There are several possibilities.
If the list is doubly linked, it's possible to check the back pointer from what a front pointer points to, or vice versa.
If you have some idea as to the range of expected memory addresses, you can check. This is particularly true of the linked list is allocated from a limited number of chunks of memory, rather than having each node allocated independently.
If the nodes have some recognizable data in them, you can run down the list and check for recognizable data.
This looks to me like one of those questions where the interviewer isn't expecting a snappy answer, but rather an analysis of the question including further questions from you.
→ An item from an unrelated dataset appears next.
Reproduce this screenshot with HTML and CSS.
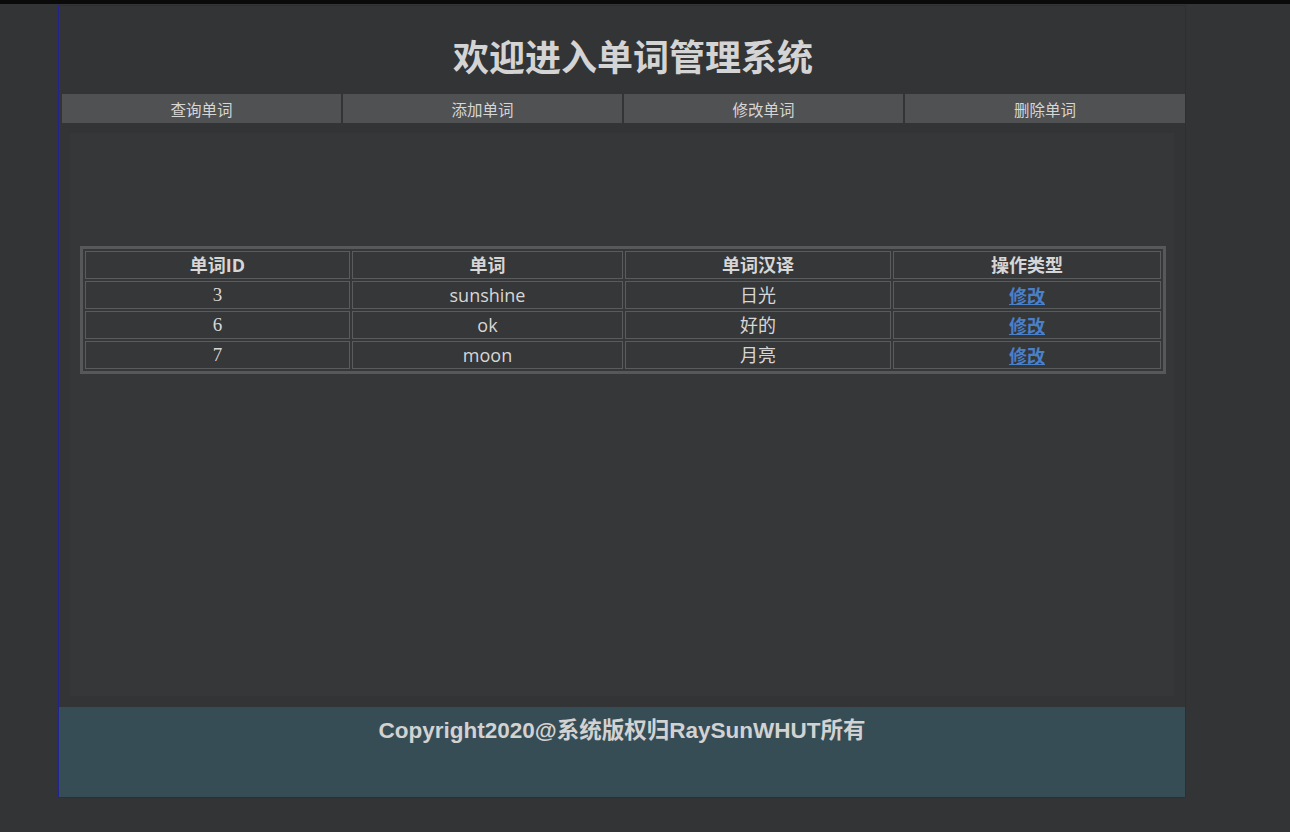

It's sort of a pain, but you can record the values of each pointer as you come across them with your debugger and verify that it's consistent with what you'd expect to find (if you'd expect a pointer to be NULL, make sure it's NULL. if you'd expect a pointer to refer to an already existing object, verify that that object's address has that value, etc.).
Yuo could keep a doubly linked list. Then you can check that node->child->parent == node (although if node->child has become corrupt this has a reasonable chance of causing an exception)
Several debuggers / bound-checkers will do this for you, but a cheap and quick solution to this question is to
Alter the structure of the list's nodes to include one additional char[n] field (or more typically two, one as the first the other as the last fields in the structure, hence allowing bounds-checking in addition to pointer corruption).
Initiallize these fields with a short (but long enough...) constant string such as "VaL1D-LiST-NODE 1234" when the nodes are created.
Check that the values read in this(these) field(s) match the expected text, each time a node is dereferenced, and before using the node in earnest.
When the field(s)' value do not match this is either the indication that:
the pointer is invalid (it never pointed to a list node)
something else is overwriting the node structure (the pointer is "valid" but the data it points to has been corrupted).